* Dataset section *
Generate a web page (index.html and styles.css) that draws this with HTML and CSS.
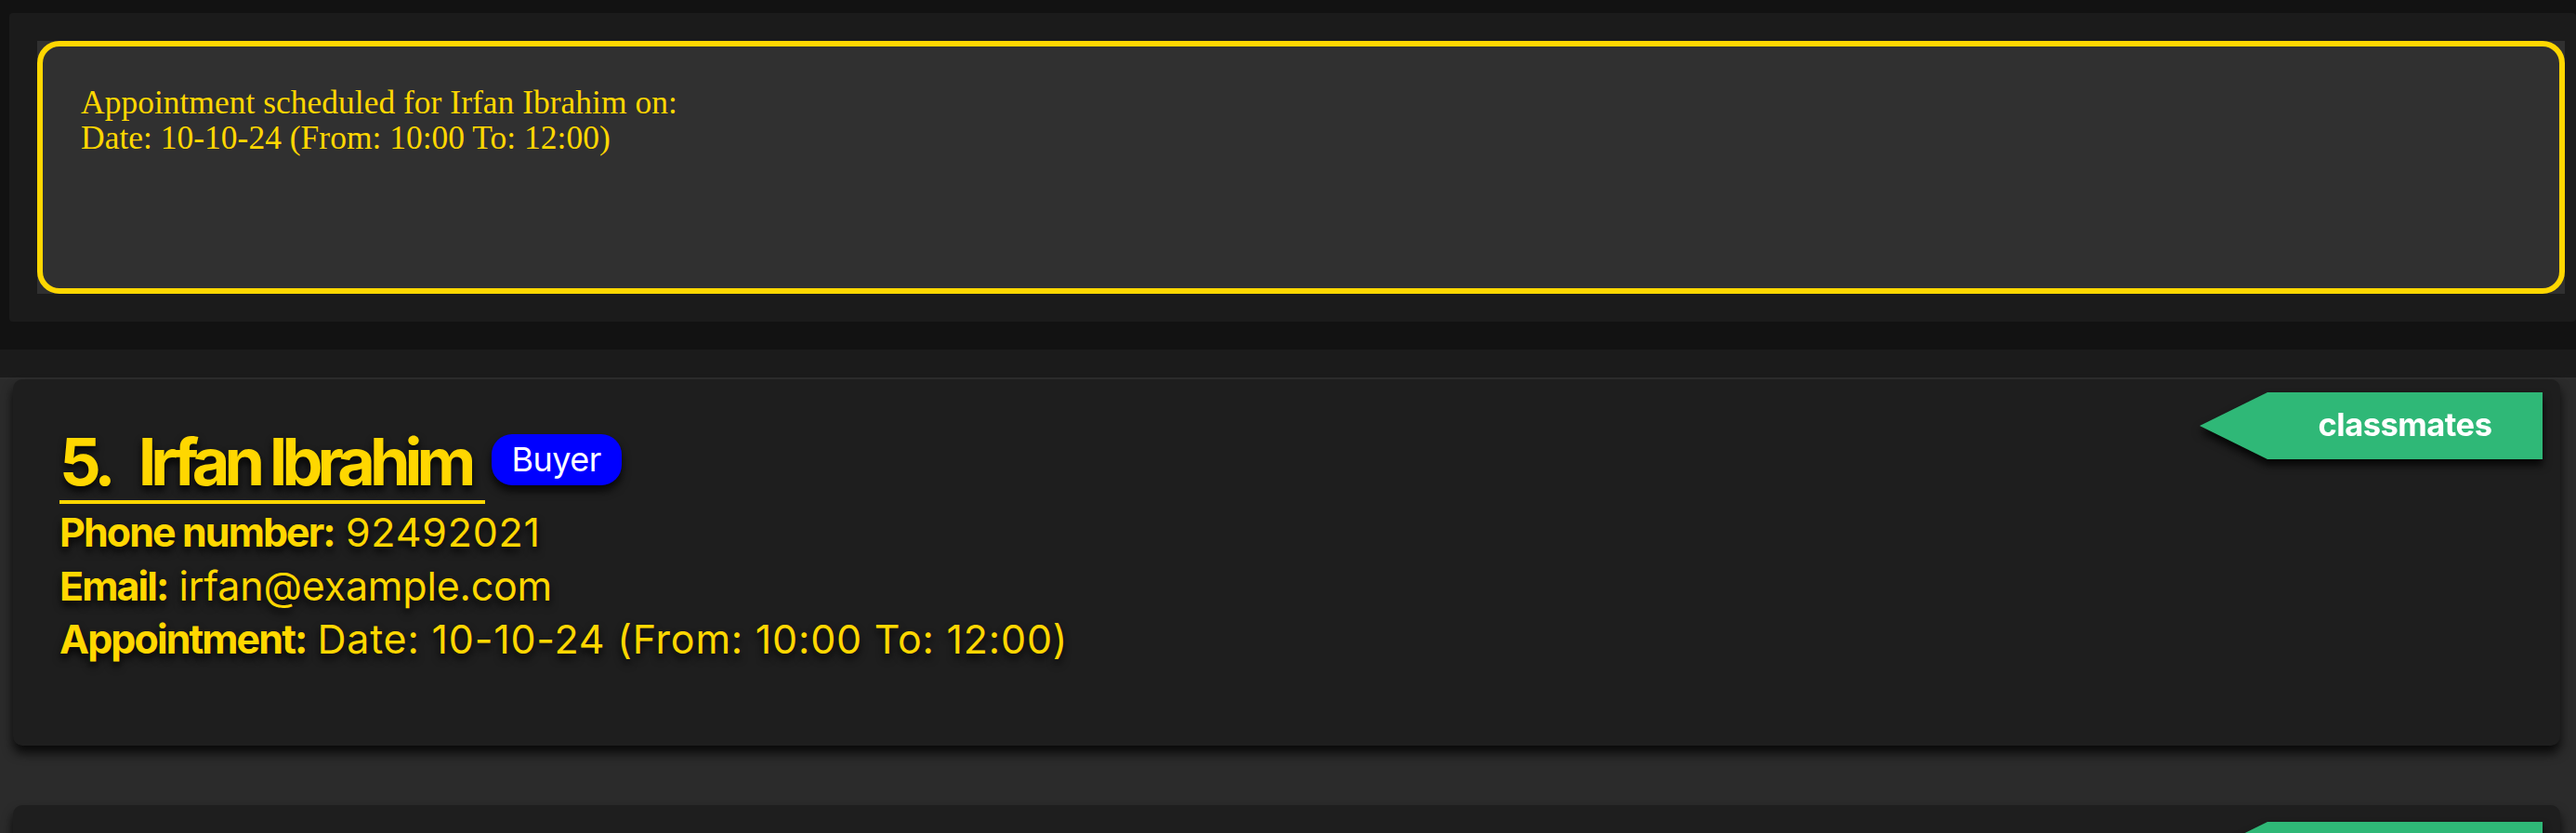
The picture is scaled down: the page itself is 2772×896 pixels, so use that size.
FILE: index.html
```html
<!DOCTYPE html>
<html lang="en">
<head>
<meta charset="utf-8">
<title>Appointment</title>
<link rel="stylesheet" href="styles.css">
</head>
<body>
  <section class="result-panel">
    <div class="result-frame">
      <div class="result-box">
        <p class="result-line">Appointment scheduled for Irfan Ibrahim on:</p>
        <p class="result-line">Date: 10-10-24 (From: 10:00 To: 12:00)</p>
      </div>
    </div>
  </section>

  <section class="list-section">
    <div class="person-list">
      <article class="card">
        <div class="tag-wrap"><div class="tag">classmates</div></div>
        <div class="name-row">
          <h2 class="name"><span class="index">5.</span><span class="full-name">Irfan Ibrahim</span></h2>
          <span class="role">Buyer</span>
        </div>
        <div class="details">
          <p class="field"><b class="label">Phone number:</b> <span class="value value-num">92492021</span></p>
          <p class="field"><b class="label">Email:</b> <span class="value">irfan@example.com</span></p>
          <p class="field"><b class="label">Appointment:</b> <span class="value value-num">Date: 10-10-24 (From: 10:00 To: 12:00)</span></p>
        </div>
      </article>
      <article class="card card-next">
        <div class="tag-wrap"><div class="tag"></div></div>
      </article>
    </div>
  </section>
</body>
</html>
```

FILE: styles.css
```css
* { box-sizing: border-box; }

html, body {
  margin: 0;
  padding: 0;
}

body {
  width: 2772px;
  height: 896px;
  overflow: hidden;
  background: #121212;
  font-family: "Inter", "Roboto", sans-serif;
  padding-top: 14px;
}

/* ---------- result panel ---------- */
.result-panel {
  margin-left: 10px;
  background: #1b1b1b;
  border-radius: 4px;
  padding: 30px 12px 30px 30px;
}

.result-frame {
  background: #303030;
  height: 272px;
}

.result-box {
  height: 100%;
  border: 6px solid #ffd700;
  border-radius: 24px;
  padding: 41px 40px 0 41px;
  background: #303030;
}

.result-line {
  margin: 0;
  font-family: "Liberation Serif", "Times New Roman", serif;
  font-size: 35.5px;
  line-height: 38px;
  color: #ffd700;
}

/* ---------- list ---------- */
.list-section {
  margin-top: 30px;
  background: #1b1b1b;
  padding-top: 30px;
}

.person-list {
  border-top: 2px solid #2e2e2e;
  background: #2b2b2b;
  padding-bottom: 40px;
}

.card {
  position: relative;
  margin: 0 17px 64px 14px;
  height: 394px;
  background: #1e1e1e;
  border-radius: 10px;
  box-shadow: 0 8px 12px rgba(0, 0, 0, 0.8);
  padding: 51px 0 0 50px;
  color: #ffd700;
}

.tag-wrap {
  position: absolute;
  top: 14px;
  right: 19px;
  filter: drop-shadow(0 6px 5px rgba(0, 0, 0, 0.85));
}

.card-next .tag-wrap {
  top: 18px;
}

.tag {
  width: 369px;
  height: 72px;
  padding-left: 73px;
  background: #2fb877;
  clip-path: polygon(73px 0, 100% 0, 100% 100%, 73px 100%, 0 50%);
  color: #ffffff;
  font-family: "Inter", sans-serif;
  font-weight: 700;
  font-size: 34.5px;
  letter-spacing: -0.5px;
  line-height: 70px;
  text-align: center;
}

.name-row {
  display: flex;
  align-items: flex-start;
}

.name {
  margin: 0;
  font-size: 70px;
  font-weight: 700;
  line-height: 75px;
  letter-spacing: -0.085em;
  padding: 0 15px 4px 0;
  border-bottom: 4px solid #ffd700;
  text-shadow: 0 5px 8px rgba(0, 0, 0, 0.9);
  white-space: nowrap;
}

.full-name {
  margin-left: 30px;
}

.role {
  margin: 8px 0 0 7px;
  height: 55px;
  line-height: 55px;
  padding: 0 22px;
  border-radius: 22px;
  background: #0000ff;
  color: #ffffff;
  font-size: 36px;
  letter-spacing: -0.5px;
  box-shadow: 0 6px 10px rgba(0, 0, 0, 0.8);
}

.details {
  margin-top: 2px;
}

.field {
  margin: 0;
  font-size: 43px;
  line-height: 57.5px;
  white-space: nowrap;
  text-shadow: 0 5px 8px rgba(0, 0, 0, 0.9);
}

.label {
  font-weight: 700;
  letter-spacing: -0.045em;
}

.value {
  font-weight: 400;
  letter-spacing: -0.005em;
}

.value-num {
  letter-spacing: 0.018em;
}
```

* What you have to do *
Replicate the material above verbatim; images stay out of the copy.

* Output for this exercise *
Generate a web page (index.html and styles.css) that draws this with HTML and CSS.
The picture is scaled down: the page itself is 2772×896 pixels, so use that size.
FILE: index.html
```html
<!DOCTYPE html>
<html lang="en">
<head>
<meta charset="utf-8">
<title>Appointment</title>
<link rel="stylesheet" href="styles.css">
</head>
<body>
  <section class="result-panel">
    <div class="result-frame">
      <div class="result-box">
        <p class="result-line">Appointment scheduled for Irfan Ibrahim on:</p>
        <p class="result-line">Date: 10-10-24 (From: 10:00 To: 12:00)</p>
      </div>
    </div>
  </section>

  <section class="list-section">
    <div class="person-list">
      <article class="card">
        <div class="tag-wrap"><div class="tag">classmates</div></div>
        <div class="name-row">
          <h2 class="name"><span class="index">5.</span><span class="full-name">Irfan Ibrahim</span></h2>
          <span class="role">Buyer</span>
        </div>
        <div class="details">
          <p class="field"><b class="label">Phone number:</b> <span class="value value-num">92492021</span></p>
          <p class="field"><b class="label">Email:</b> <span class="value">irfan@example.com</span></p>
          <p class="field"><b class="label">Appointment:</b> <span class="value value-num">Date: 10-10-24 (From: 10:00 To: 12:00)</span></p>
        </div>
      </article>
      <article class="card card-next">
        <div class="tag-wrap"><div class="tag"></div></div>
      </article>
    </div>
  </section>
</body>
</html>
```

FILE: styles.css
```css
* { box-sizing: border-box; }

html, body {
  margin: 0;
  padding: 0;
}

body {
  width: 2772px;
  height: 896px;
  overflow: hidden;
  background: #121212;
  font-family: "Inter", "Roboto", sans-serif;
  padding-top: 14px;
}

/* ---------- result panel ---------- */
.result-panel {
  margin-left: 10px;
  background: #1b1b1b;
  border-radius: 4px;
  padding: 30px 12px 30px 30px;
}

.result-frame {
  background: #303030;
  height: 272px;
}

.result-box {
  height: 100%;
  border: 6px solid #ffd700;
  border-radius: 24px;
  padding: 41px 40px 0 41px;
  background: #303030;
}

.result-line {
  margin: 0;
  font-family: "Liberation Serif", "Times New Roman", serif;
  font-size: 35.5px;
  line-height: 38px;
  color: #ffd700;
}

/* ---------- list ---------- */
.list-section {
  margin-top: 30px;
  background: #1b1b1b;
  padding-top: 30px;
}

.person-list {
  border-top: 2px solid #2e2e2e;
  background: #2b2b2b;
  padding-bottom: 40px;
}

.card {
  position: relative;
  margin: 0 17px 64px 14px;
  height: 394px;
  background: #1e1e1e;
  border-radius: 10px;
  box-shadow: 0 8px 12px rgba(0, 0, 0, 0.8);
  padding: 51px 0 0 50px;
  color: #ffd700;
}

.tag-wrap {
  position: absolute;
  top: 14px;
  right: 19px;
  filter: drop-shadow(0 6px 5px rgba(0, 0, 0, 0.85));
}

.card-next .tag-wrap {
  top: 18px;
}

.tag {
  width: 369px;
  height: 72px;
  padding-left: 73px;
  background: #2fb877;
  clip-path: polygon(73px 0, 100% 0, 100% 100%, 73px 100%, 0 50%);
  color: #ffffff;
  font-family: "Inter", sans-serif;
  font-weight: 700;
  font-size: 34.5px;
  letter-spacing: -0.5px;
  line-height: 70px;
  text-align: center;
}

.name-row {
  display: flex;
  align-items: flex-start;
}

.name {
  margin: 0;
  font-size: 70px;
  font-weight: 700;
  line-height: 75px;
  letter-spacing: -0.085em;
  padding: 0 15px 4px 0;
  border-bottom: 4px solid #ffd700;
  text-shadow: 0 5px 8px rgba(0, 0, 0, 0.9);
  white-space: nowrap;
}

.full-name {
  margin-left: 30px;
}

.role {
  margin: 8px 0 0 7px;
  height: 55px;
  line-height: 55px;
  padding: 0 22px;
  border-radius: 22px;
  background: #0000ff;
  color: #ffffff;
  font-size: 36px;
  letter-spacing: -0.5px;
  box-shadow: 0 6px 10px rgba(0, 0, 0, 0.8);
}

.details {
  margin-top: 2px;
}

.field {
  margin: 0;
  font-size: 43px;
  line-height: 57.5px;
  white-space: nowrap;
  text-shadow: 0 5px 8px rgba(0, 0, 0, 0.9);
}

.label {
  font-weight: 700;
  letter-spacing: -0.045em;
}

.value {
  font-weight: 400;
  letter-spacing: -0.005em;
}

.value-num {
  letter-spacing: 0.018em;
}
```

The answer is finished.